One consequence of this is that if you are running on a system that is slower than the one used to run the examples for the book, such as when running example 4b, you may seen an exception similar to the following:
javax.naming.NameNotFoundException: EchoBean4 not bound at sun.rmi.transport.StreamRemoteCall.exceptionReceivedFromServer ...

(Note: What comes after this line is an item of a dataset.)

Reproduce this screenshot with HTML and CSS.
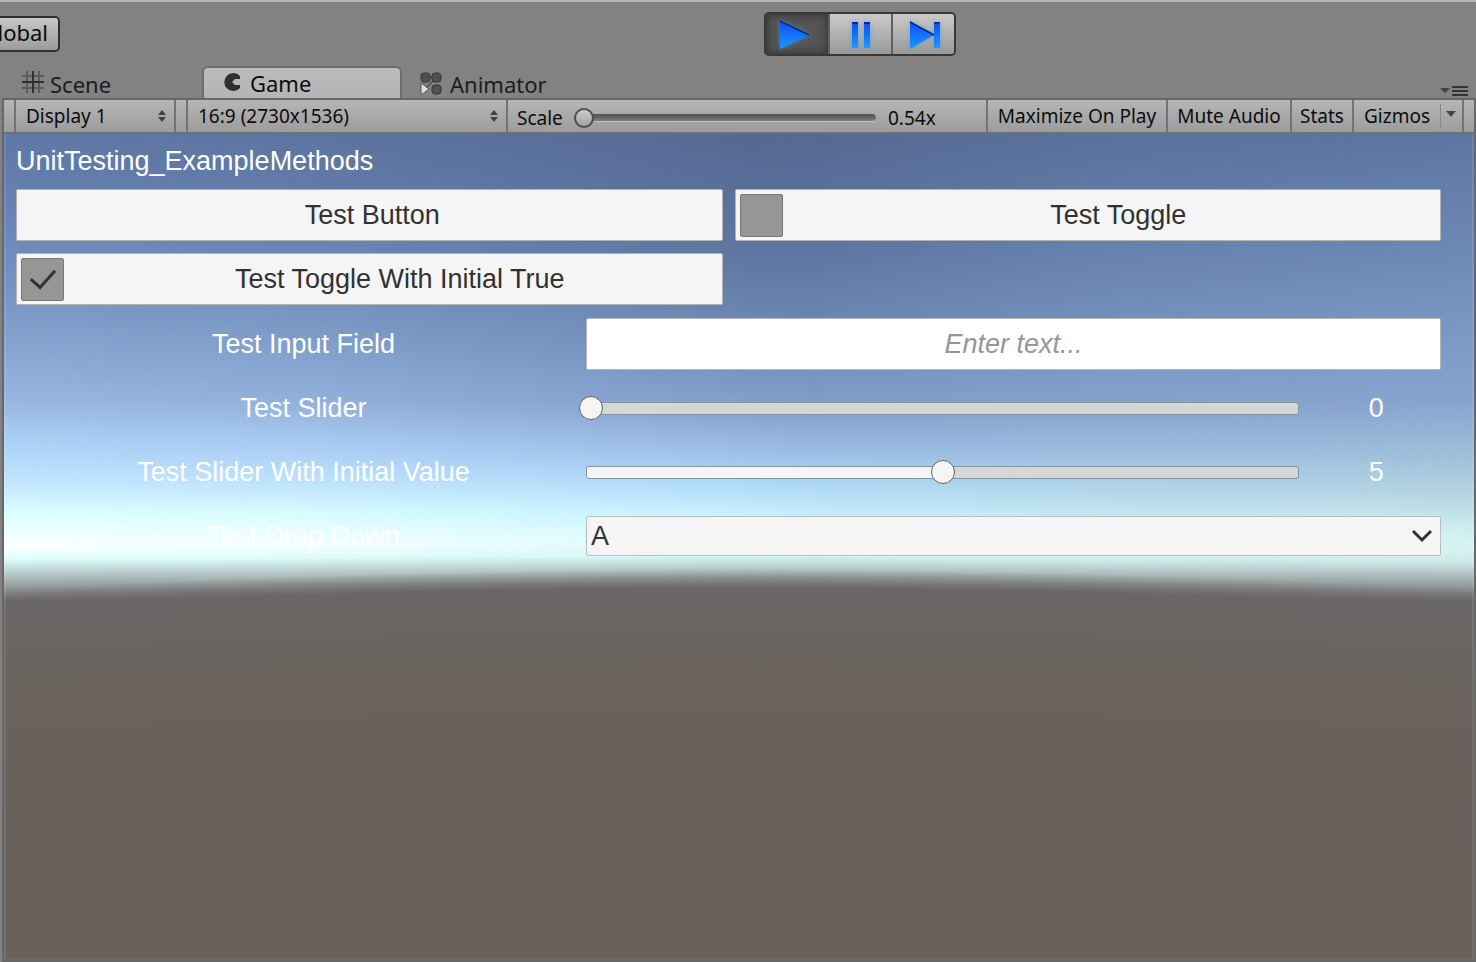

The problem is that the JBoss server has not finished deploying the example EJB in the time the client allowed. This is due to the initial setup time of the secure random number generator used by the SSL server socket. If you see this issue, simply rerun the example again or increase the deployment wait time in the build-security.xml Ant script.